Testing k-submodularity
Abstract
We initiate the study of property testing for k-submodular functions, a higher-dimensional analogue of submodular functions defined on partial partitions of a ground set. While k-submodularity retains the diminishing-returns flavor of ordinary submodularity, it also introduces a pairwise monotonicity constraint comparing competing assignments of the same element. This additional local structure makes the testing problem qualitatively different from the classical case. Our results show a sharp contrast between distance regimes. In the p regime for p ≥ 1, we prove that every bounded k-submodular function is close to a junta on the hypergrid. Combined with an implicit-learning tester for hypergrid domains, this yields a constant-query tester for k-submodularity. In the Hamming distance regime, k-submodularity admits two qualitatively different local witnesses -- violated squares for diminishing marginal gains, and violated triangles for pairwise-monotonicity failures -- and the latter has no counterpart at k=1. We prove density theorems for both witness types via repair on filters and ideals of partial partitions, yielding non-adaptive, one-sided sub-exponential-query testers for the two component properties of k-submodularity.
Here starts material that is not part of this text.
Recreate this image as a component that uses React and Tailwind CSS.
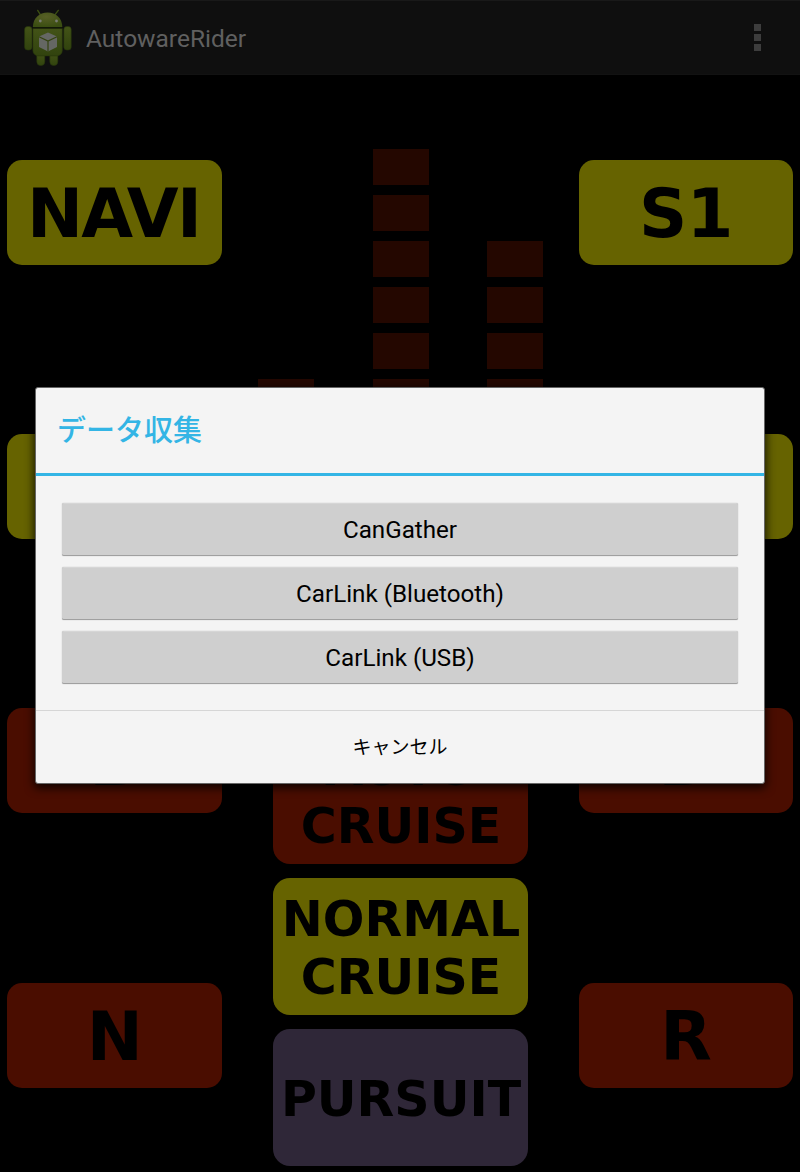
const KEY = {
  yellow: 'bg-[#666300]',
  red: 'bg-[#4a0d00]',
  purple: 'bg-[#2f2738]',
};

function SideKey({ label, color, tight = false }) {
  return (
    <div className={`flex h-[105px] w-full shrink-0 items-center justify-center rounded-[15px] pt-[4px] text-[67px] leading-none font-bold ${tight ? 'pr-[2px] tracking-[-1.8px]' : 'tracking-[-0.5px]'} ${KEY[color]}`}>
      {label}
    </div>
  );
}

function ModeKey({ lines, color }) {
  return (
    <div className={`flex h-[137px] w-full shrink-0 flex-col items-center justify-center rounded-[17px] pt-[4px] pl-px text-[49px] leading-[58px] font-bold whitespace-nowrap ${KEY[color]}`}>
      {lines.map((line) => (
        <span key={line}>{line}</span>
      ))}
    </div>
  );
}

function Meter({ count }) {
  return (
    <div className="flex w-14 flex-col justify-end gap-[10px]">
      {Array.from({ length: count }, (_, i) => (
        <div key={i} className="h-9 shrink-0 bg-[#240700]" />
      ))}
    </div>
  );
}

function RobotIcon() {
  return (
    <svg className="h-[60px] w-[50px] shrink-0" viewBox="0 0 50 60">
      <defs>
        <linearGradient id="body" x1="0" x2="0" y1="0" y2="1">
          <stop offset="0" stopColor="#435317" />
          <stop offset="1" stopColor="#31430e" />
        </linearGradient>
        <radialGradient id="head" cx=".45" cy=".3" r=".7">
          <stop offset="0" stopColor="#575f26" />
          <stop offset="1" stopColor="#3b4e12" />
        </radialGradient>
      </defs>
      <path d="M14.7 2.4 17.2 6.4M35.3 2.4 32.2 6.4" stroke="#3b4e12" strokeWidth="1.4" strokeLinecap="round" />
      <g fill="url(#body)" stroke="#27360b" strokeWidth=".6">
        <rect x="1.6" y="18.5" width="7.4" height="23.5" rx="3" />
        <rect x="40.8" y="18.5" width="7.4" height="23.5" rx="3" />
        <path d="M13.8 45h8v8.6a4 4 0 0 1-8 0zM26.8 45h8v8.6a4 4 0 0 1-8 0z" />
        <path d="M9.9 20.4h29.4v22a5.5 5.5 0 0 1-5.5 5.5H15.4a5.5 5.5 0 0 1-5.5-5.5z" />
      </g>
      <path d="M9.9 19C9.9 10 16.4 4.4 24.6 4.4s14.7 5.6 14.7 14.6z" fill="url(#head)" />
      <path d="M9.9 19.8h29.4" stroke="#151c07" strokeWidth="1" />
      <circle cx="17.3" cy="13" r="1.4" fill="#777b72" />
      <circle cx="33.5" cy="13" r="1.4" fill="#777b72" />
      <path d="M25 24.4 34 28.6V39L25 43.4 16 39V28.6z" fill="#656763" />
      <path d="m16 28.7 9 4.4 9-4.4M25 33.1v10.3" stroke="#34420f" strokeWidth="1.2" fill="none" />
    </svg>
  );
}

function DialogButton({ children }) {
  return (
    <button className="h-[53px] w-full rounded-[2px] border-t border-b border-t-[#d6d6d6] border-b-[#a0a0a0] bg-[#cfcfcf] pt-[2px] text-[24.2px] leading-none text-black shadow-[0_0_1px_#999]">
      {children}
    </button>
  );
}

export default function App() {
  return (
    <div className="relative flex h-[1172px] w-[800px] flex-col overflow-hidden bg-black font-['Roboto','Noto_Sans_CJK_JP',sans-serif]">
      <header className="flex h-[75px] shrink-0 items-center border-t border-b border-t-[#191919] border-b-[#121212] bg-[#0f0f0f] pr-[39px] pl-[23px] text-[#606060]">
        <RobotIcon />
        <h1 className="ml-[13px] pt-[3px] text-[24.5px] leading-none font-normal">AutowareRider</h1>
        <div className="ml-auto flex flex-col gap-[3px]">
          <div className="size-[7px] bg-[#3d3d3d]" />
          <div className="size-[7px] bg-[#3d3d3d]" />
          <div className="size-[7px] bg-[#3d3d3d]" />
        </div>
      </header>

      <main className="flex min-h-0 flex-1 font-['DejaVu_Sans',sans-serif] text-black">
        <div className="flex w-[229px] shrink-0 flex-col gap-[169.3px] pt-[84.9px] pr-[7.3px] pl-[7.4px]">
          <SideKey label="NAVI" color="yellow" tight />
          <SideKey label="MAP" color="yellow" />
          <SideKey label="B" color="red" />
          <SideKey label="N" color="red" />
        </div>

        <div className="flex w-[342px] shrink-0 flex-col">
          <div className="flex h-[652px] shrink-0 justify-between pr-7 pb-9 pl-[29px]">
            <Meter count={7} />
            <Meter count={12} />
            <Meter count={10} />
          </div>
          <div className="flex flex-col gap-[14px] pr-[43px] pl-[44px]">
            <ModeKey lines={['AUTO', 'CRUISE']} color="red" />
            <ModeKey lines={['NORMAL', 'CRUISE']} color="yellow" />
            <ModeKey lines={['PURSUIT']} color="purple" />
          </div>
        </div>

        <div className="flex w-[229px] shrink-0 flex-col gap-[169.2px] pt-[85px] pr-[7.5px] pl-[8.3px]">
          <SideKey label="S1" color="yellow" />
          <SideKey label="S2" color="yellow" />
          <SideKey label="D" color="red" />
          <SideKey label="R" color="red" />
        </div>
      </main>

      <section
        role="dialog"
        className="absolute top-[387px] left-[35px] flex h-[397px] w-[730px] flex-col rounded-[3px] border border-[#666] bg-[#f4f4f4] shadow-[0_3px_10px_1px_rgba(0,0,0,0.8)]"
      >
        <h2 className="flex h-[88px] shrink-0 items-center border-b-[3px] border-[#33b5e5] pt-[2px] pl-[21px] text-[29px] leading-none font-medium text-[#33b5e5]">
          データ収集
        </h2>
        <div className="flex flex-1 flex-col gap-[11px] px-[26px] pt-[27px]">
          <DialogButton>CanGather</DialogButton>
          <DialogButton>CarLink (Bluetooth)</DialogButton>
          <DialogButton>CarLink (USB)</DialogButton>
        </div>
        <button className="h-[73px] shrink-0 border-t border-[#d6d6d6] pt-px text-[19px] leading-none font-normal text-black">
          キャンセル
        </button>
      </section>
    </div>
  );
}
We then exhibit a configuration in which the two repair directions are forced into opposition on a shared vertex, identifying a structural barrier to combining these into a tester for the full property. Finally, for bounded-range functions, we give an adaptive tester for monotone k-submodularity via a pseudo-DNF representation and learning on the hypergrid. Several of the structural and learning tools developed here may be useful for testing other properties over product domains.